Labour is going for ideas rather than policy at its Future of Work Conference today.
The "Ten Big Ideas" are aimed at securing the future of jobs for New Zealanders in a rapidly changing, technologically focused world.
The chair of the Labour think-tank, Grant Robertson, says change in the workforce is happening at 10 times the rate of the industrial revolution.
"Change is a constant, but the pace is warp speed in the digital era," he said.
The ideas include equal access to digital technology, a focus on accelerating technology in business, partnering with Maori and encouraging entrepreneurs.
One idea is based on enduring income security, and though a discussion document on universal basic income was released as part of the commission's work, Labour isn't heralding the idea.
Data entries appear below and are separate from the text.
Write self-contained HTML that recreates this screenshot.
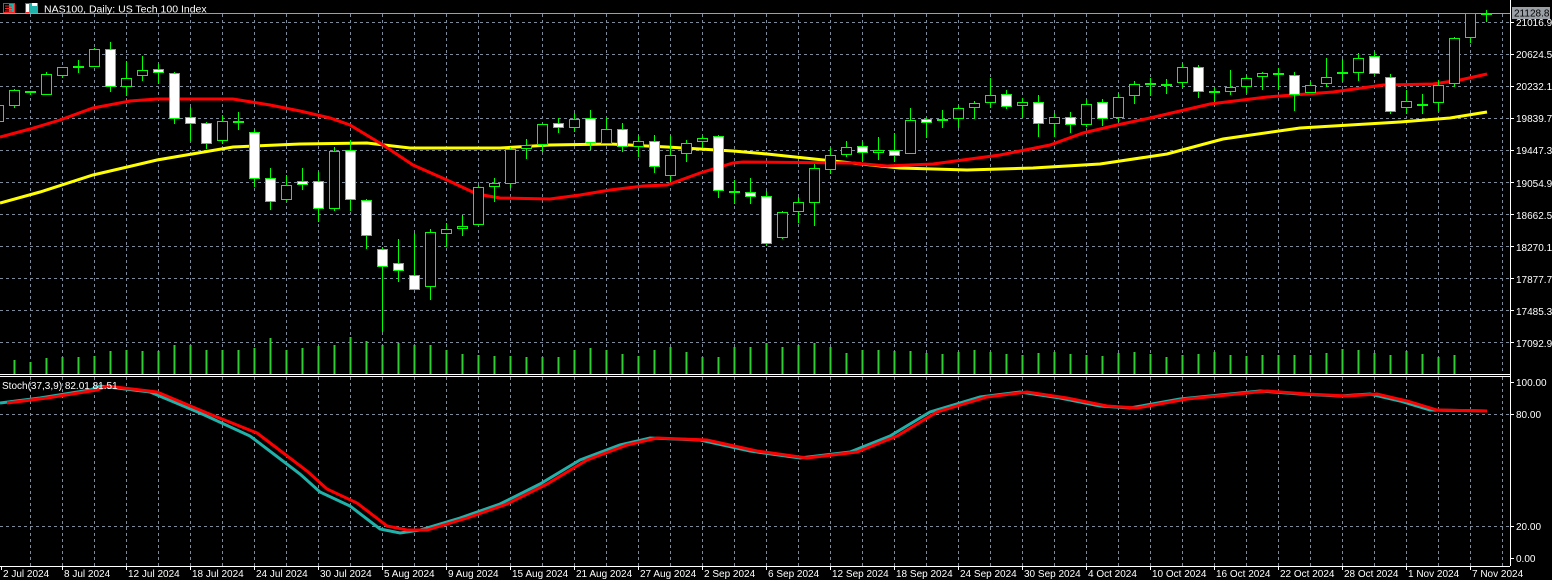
<!DOCTYPE html>
<html><head><meta charset="utf-8"><style>
html,body{margin:0;padding:0;background:#000;overflow:hidden}
svg{display:block}
text{font-family:"Liberation Sans",sans-serif;font-size:10px;fill:#fff}
</style></head><body>
<svg id="s" width="1552" height="580" xmlns="http://www.w3.org/2000/svg">
<rect width="1552" height="580" fill="#000"/>
<g id="grid" stroke="#7d8a99" stroke-width="1" stroke-dasharray="3,3"></g>
<line x1="0" y1="13.5" x2="1510" y2="13.5" stroke="#9aa0a6" stroke-width="1"/>
<g id="vol" stroke="#32cd32" stroke-width="2"></g>
<polyline id="yel" fill="none" stroke="#ffff00" stroke-width="3"/>
<polyline id="red" fill="none" stroke="#ff0000" stroke-width="3"/>
<g id="cdl"></g>
<polyline id="stc" fill="none" stroke="#20b2aa" stroke-width="3"/>
<polyline id="sts" fill="none" stroke="#ff0000" stroke-width="3"/>
<rect x="0" y="374" width="1510" height="3" fill="#000"/>
<line x1="0" y1="374.5" x2="1510" y2="374.5" stroke="#fff"/>
<line x1="0" y1="376.5" x2="1510" y2="376.5" stroke="#fff"/>
<line x1="1510.5" y1="0" x2="1510.5" y2="566" stroke="#fff"/>
<line x1="0" y1="566.5" x2="1510" y2="566.5" stroke="#fff"/>
<rect x="1511" y="0" width="41" height="580" fill="#000"/>
<line x1="1510.5" y1="0" x2="1510.5" y2="566" stroke="#fff"/>
<g id="ticks" stroke="#fff"></g>
<rect x="1512" y="7" width="38" height="12" fill="#9aa0a6"/>
<text x="1514" y="16.5" style="fill:#000">21128.8</text>
<text x="1516" y="26">21016.9</text>
<text x="1516" y="58">20624.5</text>
<text x="1516" y="90">20232.1</text>
<text x="1516" y="122">19839.7</text>
<text x="1516" y="154">19447.3</text>
<text x="1516" y="187">19054.9</text>
<text x="1516" y="219">18662.5</text>
<text x="1516" y="251">18270.1</text>
<text x="1516" y="283">17877.7</text>
<text x="1516" y="315">17485.3</text>
<text x="1516" y="347">17092.9</text>
<text x="1516" y="386">100.00</text>
<text x="1516" y="418">80.00</text>
<text x="1516" y="530">20.00</text>
<text x="1516" y="562">0.00</text>
<g id="dates"></g>
<rect x="0" y="0" width="200" height="12" fill="#000"/>
<rect x="3.5" y="3.5" width="11" height="9" fill="none" stroke="#ff2020"/>
<rect x="9" y="4" width="5" height="8" fill="#20b2aa"/>
<line x1="5" y1="6" x2="12" y2="6" stroke="#ff2020"/><line x1="5" y1="8.5" x2="12" y2="8.5" stroke="#ff2020"/><line x1="5" y1="11" x2="12" y2="11" stroke="#ff2020"/>
<rect x="25.5" y="3.5" width="6" height="9" fill="#fff" stroke="#ff2020"/>
<rect x="29" y="3" width="9" height="10" fill="#20b2aa"/>
<rect x="32" y="3" width="5" height="3" fill="#fff"/>
<text x="44" y="12.5" style="font-size:10.5px">NAS100, Daily:  US Tech 100 Index</text>
<text x="2" y="389">Stoch(37,3,9) 82.01 81.51</text>
</svg>
<script>
const NS="http://www.w3.org/2000/svg";
function el(p,t,a){const e=document.createElementNS(NS,t);for(const k in a)e.setAttribute(k,a[k]);document.getElementById(p).appendChild(e);return e;}
// grid
[22,54,86,118,150,182,214,246,278,310,342].forEach(y=>el('grid','line',{x1:0,y1:y+.5,x2:1510,y2:y+.5}));
[414,526].forEach(y=>el('grid','line',{x1:0,y1:y+.5,x2:1510,y2:y+.5}));
for(let x=30;x<1510;x+=32){el('grid','line',{x1:x+.5,y1:14,x2:x+.5,y2:374});el('grid','line',{x1:x+.5,y1:377,x2:x+.5,y2:566});}
[22,54,86,118,150,182,214,246,278,310,342,382,414,526,558].forEach(y=>el('ticks','line',{x1:1510,y1:y+.5,x2:1514,y2:y+.5}));
// candles: [k, bodyTop, bodyBot, hi, lo, type] type 1=bull hollow,0=bear white,2=cross
const C=[[-1,105,122,100,125,1],[0,90,106,89,108,1],[1,91,93,91,95,0],[2,74,95,72,95,1],[3,67,76,67,78,1],[4,67,67,60,73,2],[5,49,67,48,67,1],[6,49,87,42,92,0],[7,78,87,61,96,1],[8,70,76,56,81,1],[9,69,73,64,84,0],[10,73,119,72,124,0],[11,117,124,107,141,0],[12,123,144,122,149,0],[13,121,141,115,144,1],[14,122,122,112,130,2],[15,132,179,130,187,0],[16,178,202,168,210,0],[17,185,200,175,201,1],[18,181,185,168,190,0],[19,181,209,172,222,0],[20,151,209,147,211,1],[21,150,200,140,211,0],[22,200,236,199,249,0],[23,249,267,247,332,0],[24,263,271,239,282,0],[25,275,290,233,290,0],[26,232,287,229,300,1],[27,229,234,223,247,1],[28,226,229,215,236,1],[29,187,225,185,225,1],[30,183,187,178,202,1],[31,149,184,147,188,1],[32,145,149,139,159,1],[33,124,145,124,152,1],[34,123,128,118,133,0],[35,119,128,113,132,1],[36,118,143,110,150,0],[37,129,144,118,144,1],[38,129,147,123,152,0],[39,141,147,135,157,1],[40,141,167,135,173,0],[41,155,176,135,182,1],[42,143,154,140,162,1],[43,138,142,136,147,1],[44,136,191,135,198,0],[45,191,193,180,204,0],[46,192,197,178,204,0],[47,196,244,191,246,0],[48,212,238,211,239,1],[49,202,212,197,223,1],[50,168,203,164,226,1],[51,155,170,148,174,1],[52,147,155,141,157,1],[53,146,153,142,162,0],[54,150,153,137,160,1],[55,150,156,133,162,0],[56,120,154,108,154,1],[57,119,123,118,138,0],[58,119,121,110,128,1],[59,108,119,106,128,1],[60,103,108,101,119,1],[61,95,103,78,108,1],[62,94,107,90,109,0],[63,102,106,98,118,1],[64,102,124,95,137,0],[65,117,124,113,137,1],[66,117,125,112,133,0],[67,104,125,100,127,1],[68,102,119,99,126,0],[69,97,118,93,122,1],[70,84,96,81,104,1],[71,84,84,78,96,2],[72,84,86,79,94,0],[73,67,83,63,87,1],[74,67,92,65,98,0],[75,92,92,87,102,2],[76,87,92,70,95,1],[77,78,87,75,93,1],[78,73,77,72,90,1],[79,74,74,68,90,2],[80,75,95,72,111,0],[81,85,93,82,93,1],[82,77,84,58,87,1],[83,72,74,59,82,0],[84,58,73,53,81,1],[85,56,74,52,75,0],[86,77,112,74,114,0],[87,101,108,90,114,1],[88,105,105,94,114,2],[89,85,103,80,111,1],[90,38,84,37,87,1],[91,13,38,13,43,1],[92,14,14,10,22,2]];
C.forEach(([k,t,b,h,l,ty])=>{const c=14+16*k;
 el('cdl','line',{x1:c+.5,y1:h,x2:c+.5,y2:l,stroke:'#00ff00','stroke-width':1});
 if(ty==2){el('cdl','rect',{x:c-5,y:t-1,width:11,height:2,fill:'#00ff00'});}
 else{const hh=Math.max(b-t,2);el('cdl','rect',{x:c-4.5,y:t+.5,width:10,height:hh-1,fill:ty?'#000':'#fff',stroke:'#00ff00','stroke-width':1});}
});
// volume
const V=[360,360,362,358,357,357,356,351,350,351,351,345,345,350,350,350,348,338,350,348,346,345,337,341,345,343,345,345,350,354,355,356,356,357,357,357,350,348,350,354,356,350,347,352,357,357,347,347,343,347,345,343,347,353,350,350,351,351,353,354,352,350,352,354,355,353,352,354,355,356,353,352,354,357,355,354,352,355,356,355,355,355,355,353,349,350,353,355,351,354,357,355];
V.forEach((v,i)=>{const k=i-1;const c=14+16*k+.5;el('vol','line',{x1:c,y1:374,x2:c,y2:v});});
function pl(id,pts){document.getElementById(id).setAttribute('points',pts.map(p=>p.join(',')).join(' '));}
pl('red',[[0,137],[30,129],[60,120],[93,108],[130,101],[157,99],[233,99],[270,105],[300,111],[330,118],[350,125],[383,145],[413,165],[447,180],[477,194],[500,198],[550,199],[580,195],[610,190],[643,186],[667,185],[700,173],[733,163],[743,162],[853,163],[887,166],[933,164],[1000,155],[1050,145],[1083,133],[1117,125],[1150,118],[1210,104],[1267,97],[1333,92],[1383,85],[1433,84],[1460,80],[1487,74]]);
pl('yel',[[0,203],[40,192],[93,175],[157,160],[233,147],[300,144],[367,143],[410,148],[500,148],[550,145],[610,144],[667,147],[733,151],[767,154],[833,161],[900,168],[967,170],[1033,168],[1100,164],[1167,154],[1223,139],[1300,128],[1400,122],[1450,118],[1487,112]]);
const S=[[0,403],[40,398],[90,390],[100,386],[150,392],[200,413],[250,436],[300,474],[320,492],[350,506],[380,529],[400,533],[420,530],[460,518],[500,504],[540,484],[580,460],[620,445],[650,438],[700,440],[750,451],[800,458],[850,452],[890,436],[930,412],[980,397],[1020,392],[1060,398],[1100,406],[1130,408],[1180,399],[1220,395],[1260,391],[1300,394],[1340,396],[1370,394],[1400,401],[1430,410],[1487,411]];
pl('stc',S);
pl('sts',S.map(([x,y],i)=>[x+7,i<3?y:y+(i>5&&i<12?-3:0)]).map(([x,y])=>[Math.min(x,1487),y]));
const D=["2 Jul 2024","8 Jul 2024","12 Jul 2024","18 Jul 2024","24 Jul 2024","30 Jul 2024","5 Aug 2024","9 Aug 2024","15 Aug 2024","21 Aug 2024","27 Aug 2024","2 Sep 2024","6 Sep 2024","12 Sep 2024","18 Sep 2024","24 Sep 2024","30 Sep 2024","4 Oct 2024","10 Oct 2024","16 Oct 2024","22 Oct 2024","28 Oct 2024","1 Nov 2024","7 Nov 2024"];
D.forEach((d,i)=>{const x=i==0?1:-2+64*i;const t=el('dates','text',{x:x+2,y:577});t.textContent=d;el('dates','line',{x1:x+.5,y1:566,x2:x+.5,y2:570,stroke:'#fff'});});
</script>
</body></html>
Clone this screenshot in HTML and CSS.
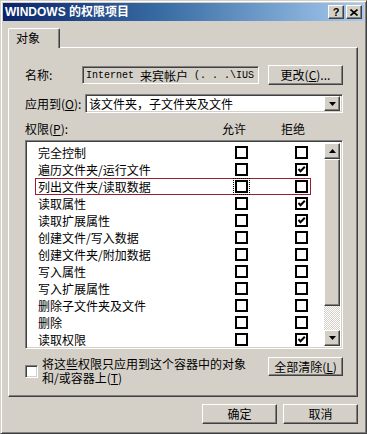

That could be because it is quite radical, as noted by keynote speaker Professor Robert Reich, a former US Secretary of Labor in the Bill Clinton administration.
"Right now it spooks people when you talk about it, but eventually we will need to talk about it," he said of a guaranteed minimum income.
Labour leader Andrew Little said the aim of the commission was to ensure equality, that no Kiwi was left behind.
Mr Little said in a rapidly changing world, it was important to think big.
"I think part of the challenge that we have is thinking outside the usual confines of policy."
The conference will this afternoon hear from Professor Guy Standing.